TASK REQUIREMENTS:
Copy all of the material exactly. Pictures are not to appear in the copy.

DATASET SECTION:
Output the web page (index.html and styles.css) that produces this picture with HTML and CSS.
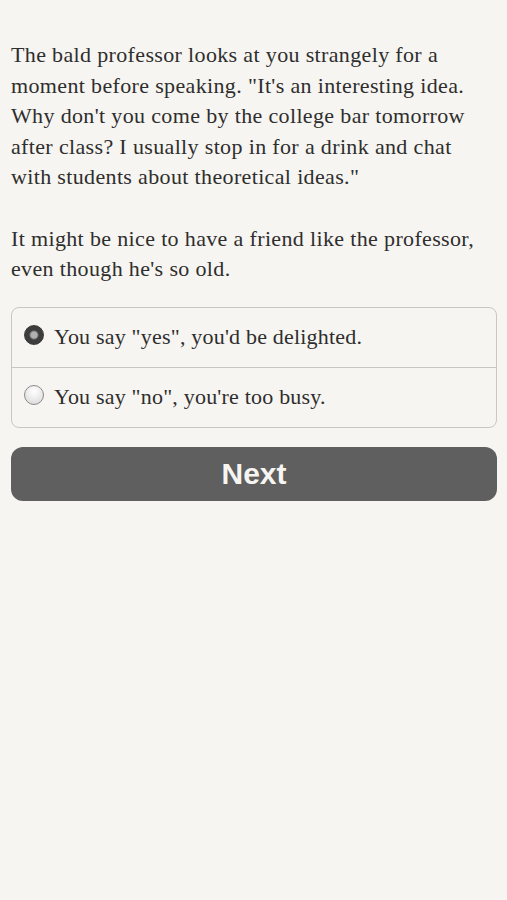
FILE: index.html
```html
<!DOCTYPE html>
<html lang="en">
<head>
    <meta charset="UTF-8">
    <meta name="viewport" content="width=device-width, initial-scale=1.0">
    <title>Story</title>
    <link rel="stylesheet" href="styles.css">
</head>
<body>
    <div class="page">
        <div class="passage">
            <p>The bald professor looks at you strangely for a moment before speaking. "It's an interesting idea. Why don't you come by the college bar tomorrow after class? I usually stop in for a drink and chat with students about theoretical ideas."</p>
            <p>It might be nice to have a friend like the professor, even though he's so old.</p>
        </div>

        <div class="choices">
            <label class="choice">
                <span class="radio checked"></span>
                <span>You say "yes", you'd be delighted.</span>
            </label>
            <label class="choice">
                <span class="radio"></span>
                <span>You say "no", you're too busy.</span>
            </label>
        </div>

        <button class="next">Next</button>
    </div>
</body>
</html>
```

FILE: styles.css
```css
body {
    margin: 0;
    background-color: #f7f5f1;
    color: #2e2e2e;
    font-family: "Liberation Serif", "DejaVu Serif", serif;
}

.page {
    padding: 40px 10px 20px 11px;
}

.passage p {
    margin: 0 0 31px 0;
    font-size: 22px;
    letter-spacing: 0.35px;
    line-height: 30.5px;
}

.choices {
    border: 1px solid #c9c7c4;
    border-radius: 8px;
    margin-top: -9px;
}

.choice {
    display: flex;
    align-items: center;
    gap: 10px;
    height: 59px;
    padding: 0 12px;
    font-size: 22px;
    letter-spacing: 0.2px;
}

.choice + .choice {
    border-top: 1px solid #c9c7c4;
}

.radio {
    width: 20px;
    height: 20px;
    border-radius: 50%;
    border: 1px solid #8a8a8a;
    background: radial-gradient(circle at 50% 30%, #ffffff, #d6d6d6);
    box-sizing: border-box;
    flex-shrink: 0;
    margin-top: -4px;
}

.radio.checked {
    border-color: #3a3a3a;
    background: radial-gradient(circle, #b0b0b0 0 3px, #3d3d3d 5px 10px);
}

.next {
    display: block;
    width: 100%;
    height: 54px;
    margin-top: 19px;
    border: none;
    border-radius: 12px;
    background-color: #5f5f5f;
    color: #f7f5f1;
    font-family: "Liberation Sans", Arial, sans-serif;
    font-weight: bold;
    font-size: 30px;
}
```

COMPLETED TASK:
Output the web page (index.html and styles.css) that produces this picture with HTML and CSS.
FILE: index.html
```html
<!DOCTYPE html>
<html lang="en">
<head>
    <meta charset="UTF-8">
    <meta name="viewport" content="width=device-width, initial-scale=1.0">
    <title>Story</title>
    <link rel="stylesheet" href="styles.css">
</head>
<body>
    <div class="page">
        <div class="passage">
            <p>The bald professor looks at you strangely for a moment before speaking. "It's an interesting idea. Why don't you come by the college bar tomorrow after class? I usually stop in for a drink and chat with students about theoretical ideas."</p>
            <p>It might be nice to have a friend like the professor, even though he's so old.</p>
        </div>

        <div class="choices">
            <label class="choice">
                <span class="radio checked"></span>
                <span>You say "yes", you'd be delighted.</span>
            </label>
            <label class="choice">
                <span class="radio"></span>
                <span>You say "no", you're too busy.</span>
            </label>
        </div>

        <button class="next">Next</button>
    </div>
</body>
</html>
```

FILE: styles.css
```css
body {
    margin: 0;
    background-color: #f7f5f1;
    color: #2e2e2e;
    font-family: "Liberation Serif", "DejaVu Serif", serif;
}

.page {
    padding: 40px 10px 20px 11px;
}

.passage p {
    margin: 0 0 31px 0;
    font-size: 22px;
    letter-spacing: 0.35px;
    line-height: 30.5px;
}

.choices {
    border: 1px solid #c9c7c4;
    border-radius: 8px;
    margin-top: -9px;
}

.choice {
    display: flex;
    align-items: center;
    gap: 10px;
    height: 59px;
    padding: 0 12px;
    font-size: 22px;
    letter-spacing: 0.2px;
}

.choice + .choice {
    border-top: 1px solid #c9c7c4;
}

.radio {
    width: 20px;
    height: 20px;
    border-radius: 50%;
    border: 1px solid #8a8a8a;
    background: radial-gradient(circle at 50% 30%, #ffffff, #d6d6d6);
    box-sizing: border-box;
    flex-shrink: 0;
    margin-top: -4px;
}

.radio.checked {
    border-color: #3a3a3a;
    background: radial-gradient(circle, #b0b0b0 0 3px, #3d3d3d 5px 10px);
}

.next {
    display: block;
    width: 100%;
    height: 54px;
    margin-top: 19px;
    border: none;
    border-radius: 12px;
    background-color: #5f5f5f;
    color: #f7f5f1;
    font-family: "Liberation Sans", Arial, sans-serif;
    font-weight: bold;
    font-size: 30px;
}
```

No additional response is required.